For additional information on R and R markdown, there are lots of great resources
on the internet and the R user community is very active and extremely helpful. Often,
googling what you'd like to achieve will provide a good starting point but I can
also recommend the following resources specifically:

 - [R reference manual](http://cran.r-project.org/doc/contrib/Short-refcard.pdf) (a great overview of many useful R commands)
 - [Regression analysis functions](http://cran.r-project.org/doc/contrib/Ricci-refcard-regression.pdf) (statistical analysis is one of the great strengths of R, this is a handy overview of useful functionality)
 - [Stack Overflow](http://stackoverflow.com/) (a Q&A site for programming, searching for answers here often provides very helpful information)

With that, time to jump to the last item

------

## Data Frame Viewer

Note upfront: the approach taken in this user interface is not quite up to date with current easiest practices (i.e. more recently developed R packages make things even easier) so if you're already familiar with some basics of coding and generating plots, I recommend jumping straight to the accompanying *analysis.Rmd* file and working through it instead. However, if you'd like to start just by exploring some plotting features without any R or coding background, this is still a great way to get started.
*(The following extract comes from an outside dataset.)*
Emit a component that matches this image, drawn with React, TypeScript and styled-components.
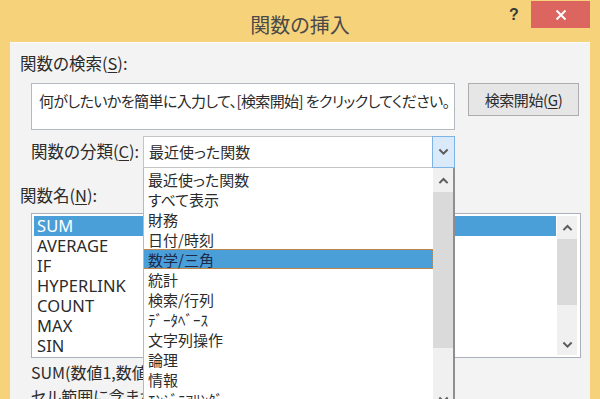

The [Data Frame Viewer](https://github.com/sebkopf/dfv#dfv) is a custom R package that provides a simple user interface to facilitate getting started with using R for data processing. The GUI illustrates how to import data from Excel, melt data frames into plottable format, add additional information to the data and plot it using ggplot. Provides an easy system to keep track of multiple plots and save them in PDF format. Always shows the actual code that is executed to process or plot the data so users can experiment with changing the code directly and copy it to make their own data processing pipeline independent of this GUI.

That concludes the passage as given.